Few people push this hard on the street though. The lower the car is, the more this is a concern. This car looks low - I'd wild guess around 13.5" from wheel center to fender lip. (?) Adding fender spacers, strut shaft spacer, & lip rolling will eliminate issues. Having the appropriate strut shaft stop buffer can help. Tire sidewall shape can make a big difference as well.

Rubbing while turning/compressed is much more of a problem at wheel widths of 8.0+. This is why the AMG documents show additional modifications needed as wheels get to 8.0 or 8.5 wide up front.

:3gears:
 
That wheel setup (7.5 ET35) & tire combo is fairly moderate, and Id expect near zero rubbing under normal driving conditions. However without fender spacers, strut shaft spacer, or rolling the fender lip... this setup could rub at the fender lip and/or cladding while turning under full suspension compression (i.e., trail braking, or hitting a bump mid-corner near limits of traction).

Few people push this hard on the street though. The lower the car is, the more this is a concern. (snip)
Pushing hard ……… or steep hills. A set up that rubs when pushing very hard on flat land can also rub when driving moderately on steep hills.
 
I did space out my front bumper with the AMG spacer kit and admit this car doesn’t get pushed terribly hard- it’s sporty but not hard core. The rear wheels are 8.5 with a 245/40/17- I did have to roll the fender lips a little to keep them from rubbing with rear seat passengers. I tried installing 10mm wheel spacers in the front, but due to the design of the hubs they didn’t allow the wheel to be hub centric so I took them off.
 
I did space out my front bumper with the AMG spacer kit...
That is a BIG help. Any mods like this need to be mentioned when explaining "no rubbing". Adding the spacers at the bottom of the fender helps as well.

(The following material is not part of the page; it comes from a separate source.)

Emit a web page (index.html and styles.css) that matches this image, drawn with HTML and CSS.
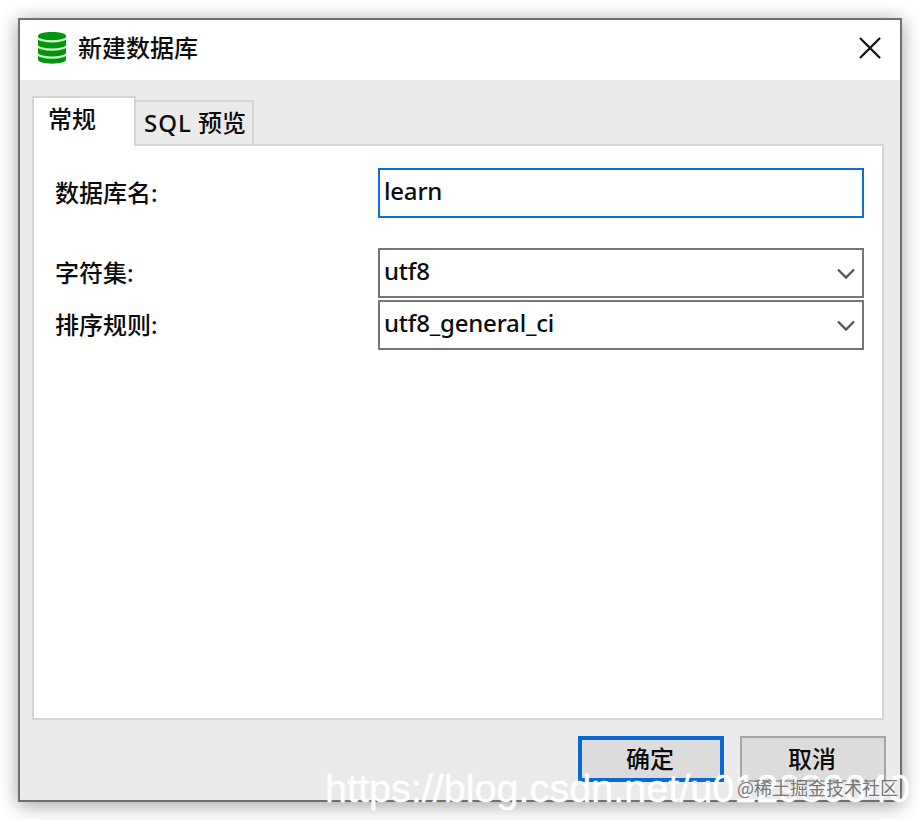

and admit this car doesn’t get pushed terribly hard- it’s sporty but not hard core. The rear wheels are 8.5 with a 245/40/17- I did have to roll the fender lips a little to keep them from rubbing with rear seat passengers.
That is a much more aggressive fitment in the rear, especially with the common ET30 offset. Fender lips usually need to be rolled flat or pushed out. Tire sidewall shape can be the difference between no-rub and rub-like-crazy.



I tried installing 10mm wheel spacers in the front, but due to the design of the hubs they didn’t allow the wheel to be hub centric so I took them off.
Don't add spacers up front unless you want to create problems with rubbing. Installing a 10mm spacer would be very similar to an 8.5", ET35 wheel. Not a good idea without additional mods.